While no one ever doubted Justin’s lock on the leadership, the press steadily insisted that Garneau was running a reasonably strong second. The candidate, for his part, certainly carried himself as if he was, bashing Trudeau for his lack of experience and absence of ideas (all fair criticisms) and boasting his contrasting life of scientific accomplishment and academic accreditation.
It wasn’t a winning pitch; experienced or not, Trudeau was young, charismatic, and populist where Garneau was stiff, gruff, and elitist — but it was a choice. The decisive act of Justin beating Marc in an open leadership contest next month would have brought some ritualistic right of democratic closure, if nothing else. Liberal voters would have actually spoken, and even if they spoke by a margin of 7 to 1 (the supposed prediction of Garneau’s internal polls) Justin would emerge a stronger leader by rite of humbling a man of such accomplished stature. A man who often polls as one of the greatest Canadians of all time, in fact. For a prime minister-in-wanting who hopes to someday beat Stephen Harper, that’s not a bad place to start.
But instead Justin will beat six duck-sized horses whom no one has ever heard of and even fewer will remember. Post-Garneau, it’s assumed the Liberal order of succession has now made Joyce Murray, an obscure South African-born MP and former provincial cabinet minister, the designated second-placer (she being the only non-Trudeau left holding an actual elected office) but it would be amazing if her vote percentage made it to the high single digits. The much-scorned disease that supposedly plagues the Liberal Party, the tendency to coronate leaders rather than select them democratically through tough, contested elections, will go untreated once again.
That’s one perspective, at least. But as other commenters have since mentioned, what about the idea that Marc’s surrender was a sensible sacrifice for the greater partisan good? Is there not some value in modestly stepping aside to shore up the unity of the party rather than vainly staying in a hopeless race and continuing to soften up its obvious leader-designate? A softening that will almost certainly be exploited by the other side once the general election comes?
Call it the Mitt Romney thesis. Though not quite as one-sided in his support, Romney was very much the Justin Trudeau of the last GOP presidential primary, a guy whose inevitability was all but certain, yet something many insisted on contesting anyway.

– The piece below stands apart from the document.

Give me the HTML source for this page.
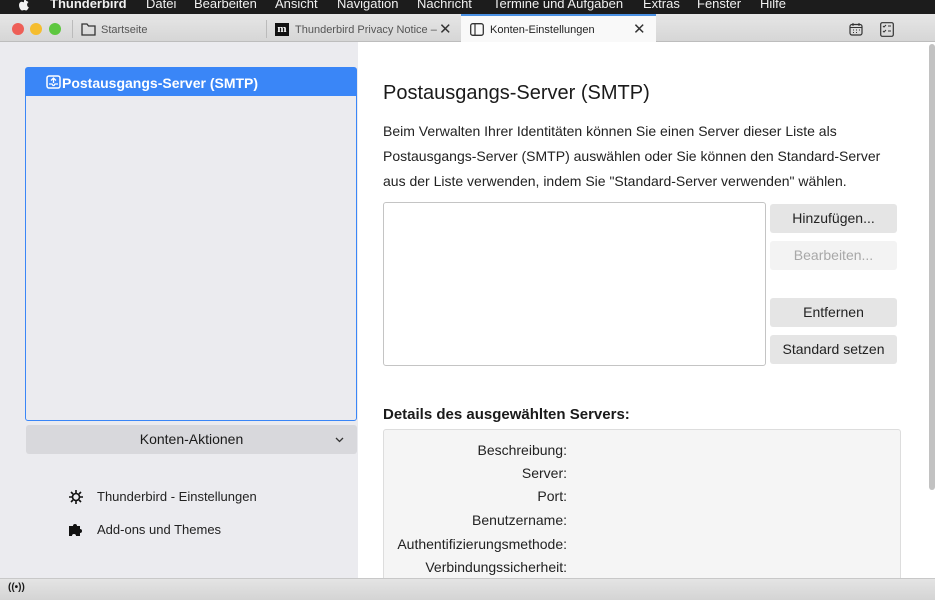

Long after their mathematical path to the Republican nomination had passed, no-hopers like Newt Gingrich, Rick Santorum, and Ron Paul continued to trudge through primary after primary, spitting bile and contempt at the man who would so obviously be their party’s standard-bearer. Some of the Gingrich lines in particular — the bit about Romney’s “vulture capitalism” most notably — did enter the Democratic lexicon, and the narrative that Romney was a rich, flip-flopping, heartless plutocrat that “even his own party didn’t want” wouldn’t have been nearly so strong had not so many rivals been determined to prove it.
In that sense, Garneau’s resignation may represent a sort of truce on inter-party warfare more than anything else, and an acknowledgement that the good doctor’s combativeness, which was always controversial, did, in fact, need to end for the long-term good of the Liberal brand. The sooner unanimity among party insiders can be reached, the less time there is to focus on Justin’s flaws and weakness. Prime Minister Harper can do that just fine on his own.
Still, there’s more than a little dark comedy in the notion that Canadian political parties are more sensitive to political dissent than the Vatican, which has picked its last two leaders using a far more competitive and democratic process than the Liberals have used to pick theirs.
Then again, cardinals tend to be better sports.